OAuth Security Advisory 2009.1. It’s a show-stopper: an attacker can start an OAuth permission request flow from a consumer site, then trick another user from the same site in to completing that flow and hence authorising the attacker to act on their behalf. A fix to the spec is forthcoming; in the meantime, don’t start an OAuth flow from an untrusted location.

# 23rd April 2009, 3:06 pm / ouath, security, sessionfixation

And Now For Something Entire... Oooh! Shiny! Alex Russell on O3D, the new 3D browser plugin from Google that makes OpenGL accessible to JavaScript (and embeds V8 so performance won’t suck even on slower browsers).

# 22nd April 2009, 12:19 pm / 3d, alex-russell, google, javascript, o3d, opengl, v8

Finding and fixing memory leaks in Python. Using Dozer, a clever piece of WSGI middleware which displays sparklines of Python object counts and allows you to introspect them, using the gc module under the hood.

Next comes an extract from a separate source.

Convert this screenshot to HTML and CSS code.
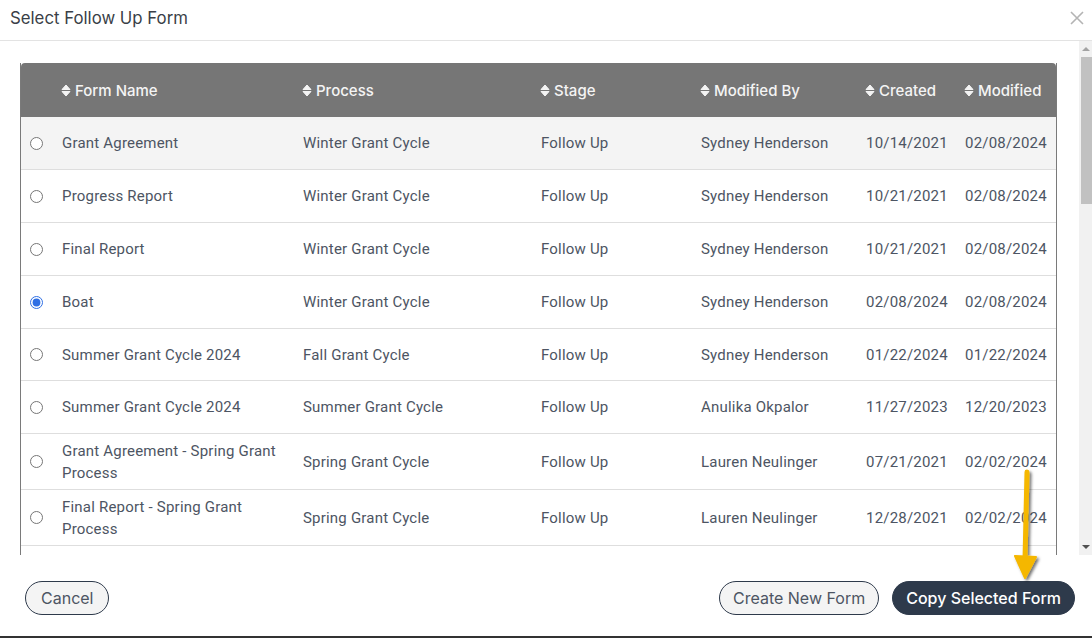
FILE: index.html
```html
<!DOCTYPE html>
<html lang="en">
<head>
    <meta charset="UTF-8">
    <meta name="viewport" content="width=device-width, initial-scale=1.0">
    <title>Select Follow Up Form</title>
    <link rel="stylesheet" href="styles.css">
</head>
<body>
    <div id="modal">
        <div id="modal-header">
            <h1>Select Follow Up Form</h1>
            <button id="close-button" aria-label="Close">
                <svg width="14" height="14" viewBox="0 0 14 14"><path d="M1 1L13 13M13 1L1 13" stroke="#b4b4b4" stroke-width="1.6" fill="none"/></svg>
            </button>
        </div>

        <div id="modal-body">
            <div id="table-wrap">
                <table id="forms-table">
                    <colgroup>
                        <col style="width:31px">
                        <col style="width:241px">
                        <col style="width:238px">
                        <col style="width:160px">
                        <col style="width:165px">
                        <col style="width:99px">
                        <col>
                    </colgroup>
                    <thead>
                        <tr>
                            <th></th>
                            <th><span class="sort"></span>Form Name</th>
                            <th><span class="sort"></span>Process</th>
                            <th><span class="sort"></span>Stage</th>
                            <th><span class="sort"></span>Modified By</th>
                            <th><span class="sort"></span>Created</th>
                            <th><span class="sort"></span>Modified</th>
                        </tr>
                    </thead>
                    <tbody>
                        <tr class="hover">
                            <td><input type="radio" name="form"></td>
                            <td>Grant Agreement</td><td>Winter Grant Cycle</td><td>Follow Up</td><td>Sydney Henderson</td><td>10/14/2021</td><td>02/08/2024</td>
                        </tr>
                        <tr>
                            <td><input type="radio" name="form"></td>
                            <td>Progress Report</td><td>Winter Grant Cycle</td><td>Follow Up</td><td>Sydney Henderson</td><td>10/21/2021</td><td>02/08/2024</td>
                        </tr>
                        <tr>
                            <td><input type="radio" name="form"></td>
                            <td>Final Report</td><td>Winter Grant Cycle</td><td>Follow Up</td><td>Sydney Henderson</td><td>10/21/2021</td><td>02/08/2024</td>
                        </tr>
                        <tr>
                            <td><input type="radio" name="form" checked></td>
                            <td>Boat</td><td>Winter Grant Cycle</td><td>Follow Up</td><td>Sydney Henderson</td><td>02/08/2024</td><td>02/08/2024</td>
                        </tr>
                        <tr class="short">
                            <td><input type="radio" name="form"></td>
                            <td>Summer Grant Cycle 2024</td><td>Fall Grant Cycle</td><td>Follow Up</td><td>Sydney Henderson</td><td>01/22/2024</td><td>01/22/2024</td>
                        </tr>
                        <tr>
                            <td><input type="radio" name="form"></td>
                            <td>Summer Grant Cycle 2024</td><td>Summer Grant Cycle</td><td>Follow Up</td><td>Anulika Okpalor</td><td>11/27/2023</td><td>12/20/2023</td>
                        </tr>
                        <tr class="wrapped">
                            <td><input type="radio" name="form"></td>
                            <td>Grant Agreement - Spring Grant Process</td><td>Spring Grant Cycle</td><td>Follow Up</td><td>Lauren Neulinger</td><td>07/21/2021</td><td>02/02/2024</td>
                        </tr>
                        <tr class="wrapped">
                            <td><input type="radio" name="form"></td>
                            <td>Final Report - Spring Grant Process</td><td>Spring Grant Cycle</td><td>Follow Up</td><td>Lauren Neulinger</td><td>12/28/2021</td><td>02/02/2024</td>
                        </tr>
                        <tr>
                            <td></td><td></td><td></td><td></td><td></td><td></td><td></td>
                        </tr>
                    </tbody>
                </table>
            </div>

            <div class="scrollbar">
                <span class="scroll-arrow up"></span>
                <div class="scroll-track">
                    <div class="scroll-thumb"></div>
                </div>
                <span class="scroll-arrow down"></span>
            </div>
        </div>

        <div id="modal-footer">
            <button class="btn btn-outline btn-cancel">Cancel</button>
            <div class="spacer"></div>
            <button class="btn btn-outline">Create New Form</button>
            <button class="btn btn-dark">Copy Selected Form</button>
        </div>

        <!-- callout arrow pointing at the copy button -->
        <svg id="callout-arrow" width="40" height="120" viewBox="0 0 40 120">
            <defs>
                <filter id="arrow-shadow" x="-50%" y="-20%" width="200%" height="140%">
                    <feDropShadow dx="2" dy="2" stdDeviation="1.5" flood-color="#000" flood-opacity="0.55"/>
                </filter>
            </defs>
            <g filter="url(#arrow-shadow)">
                <path d="M19 4 L17 92" stroke="#f5b700" stroke-width="5" stroke-linecap="round" fill="none"/>
                <path d="M7 88 L28 89 L17 110 Z" fill="#f5b700" stroke="#f5b700" stroke-width="2" stroke-linejoin="round"/>
            </g>
        </svg>
    </div>
</body>
</html>
```

FILE: styles.css
```css
* {
    box-sizing: border-box;
}

body {
    margin: 0;
    background-color: #fff;
    font-family: Roboto, "Liberation Sans", sans-serif;
}

#modal {
    position: relative;
    width: 1092px;
    height: 638px;
    display: flex;
    flex-direction: column;
    border-bottom: 2px solid #333;
}

#modal-header {
    height: 41px;
    display: flex;
    align-items: center;
    justify-content: space-between;
    padding: 0 8px 4px 10px;
    border-bottom: 1px solid #e3e3e3;
}

#modal-header h1 {
    margin: 0;
    font-family: Inter, "Open Sans", sans-serif;
    font-size: 16.8px;
    font-weight: 400;
    color: #3a3f47;
}

#close-button {
    border: none;
    background: none;
    padding: 0;
    cursor: pointer;
    display: flex;
}

#modal-body {
    height: 514px;
    display: flex;
}

#table-wrap {
    flex: 1;
    overflow: hidden;
    padding: 22px 0 0 20px;
}

.scrollbar {
    width: 13px;
    display: flex;
    flex-direction: column;
    background-color: #f1f1f1;
}

.scroll-arrow {
    height: 16px;
    display: flex;
    align-items: center;
    justify-content: center;
}

.scroll-arrow::before {
    content: "";
    border-left: 4px solid transparent;
    border-right: 4px solid transparent;
}

.scroll-arrow.up::before {
    border-bottom: 4px solid #a3a3a3;
}

.scroll-arrow.down::before {
    border-top: 4px solid #505050;
}

.scroll-track {
    flex: 1;
    padding-left: 2px;
}

.scroll-thumb {
    height: 147px;
    background-color: #c1c1c1;
}

#forms-table {
    width: 1037px;
    table-layout: fixed;
    border-collapse: separate;
    border-spacing: 0;
    border-left: 1px solid #7a7a7a;
    border-right: 1px solid #7a7a7a;
}

#forms-table th {
    height: 54px;
    background-color: #767676;
    color: #f4f4f4;
    font-family: Inter, "Open Sans", sans-serif;
    font-size: 15px;
    font-weight: 500;
    text-align: left;
    padding: 0 4px 0 9px;
    white-space: nowrap;
}

#forms-table th:first-child {
    border-top-left-radius: 4px;
}

#forms-table th:last-child {
    border-top-right-radius: 4px;
}

.sort {
    display: inline-block;
    width: 10px;
    height: 13px;
    margin-right: 4px;
    vertical-align: -1px;
    background: url("data:image/svg+xml;utf8,<svg xmlns='http://www.w3.org/2000/svg' width='10' height='13'><path d='M1 5.5L5 1L9 5.5Z M1 7.5L9 7.5L5 12Z' fill='%23f4f4f4' stroke='%23f4f4f4' stroke-width='1' stroke-linejoin='round'/></svg>") no-repeat center;
}

#forms-table td {
    height: 53px;
    padding: 6px 8px 6px 10px;
    border-bottom: 1px solid #dedede;
    font-size: 15px;
    letter-spacing: 0.2px;
    line-height: 22px;
    color: #4d5563;
    vertical-align: middle;
}

#forms-table td:first-child {
    padding: 0 0 0 9px;
}

#forms-table tr.short td {
    height: 52px;
}

#forms-table tr.wrapped td {
    padding-bottom: 5px;
}

#forms-table tr.wrapped td:first-child {
    padding-bottom: 0;
}

#forms-table tr.hover td {
    background-color: #f4f4f4;
}

input[type="radio"] {
    display: block;
    width: 13px;
    height: 13px;
    margin: 0;
    accent-color: #2f6fe4;
}

#modal-footer {
    flex: 1;
    display: flex;
    align-items: flex-start;
    gap: 13px;
    padding: 26px 17px 0 25px;
}

.spacer {
    flex: 1;
}

.btn {
    height: 34px;
    padding: 0 13px;
    border-radius: 17px;
    font-family: Inter, "Open Sans", sans-serif;
    font-size: 16px;
    cursor: pointer;
}

.btn-cancel {
    padding: 0 15px;
}

.btn-outline {
    background-color: #f4f4f4;
    border: 1px solid #2e3a4b;
    color: #4d5563;
}

.btn-dark {
    background-color: #2e3a4b;
    border: 1px solid #2e3a4b;
    color: #fff;
    font-weight: 500;
}

#callout-arrow {
    position: absolute;
    left: 1008px;
    top: 468px;
}
```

# 22nd April 2009, 12:16 pm / amir-salihefendic, debugging, memory, memoryleaks, middleware, python, wsgi

Some Notes on Distributed Key Stores. Another ringing endorsement for Tokyo Cabinet, this time from Leonard Lin.

# 21st April 2009, 9:15 am / keyvaluepairs, leonard-lin, tokyocabinet

Inside the precision hack. How 4chan members subverted a Time.com online poll to reorder the options and spell out their own message. Partly poor application design from Time (the first version used a GET request without input validation), but I challenge anyone to design an anonymous online poll that can’t be fixed using the more sophisticated techniques 4chan eventually deployed based on HTTP proxies.

# 20th April 2009, 8:36 pm / 4chan, polls, security

pubsubhubbub. From Brad Fitzpatrick, a simple but clever way of using web hooks (HTTP callbacks) to inform subscribers that an Atom feed has updated in almost real-time—solving the constant polling problem and making it easier for small sites to offer publish-subscribe APIs. Any Atom feed can delegate subscriber updates to a “hub” server. An example hub server implementation is provided running on App Engine.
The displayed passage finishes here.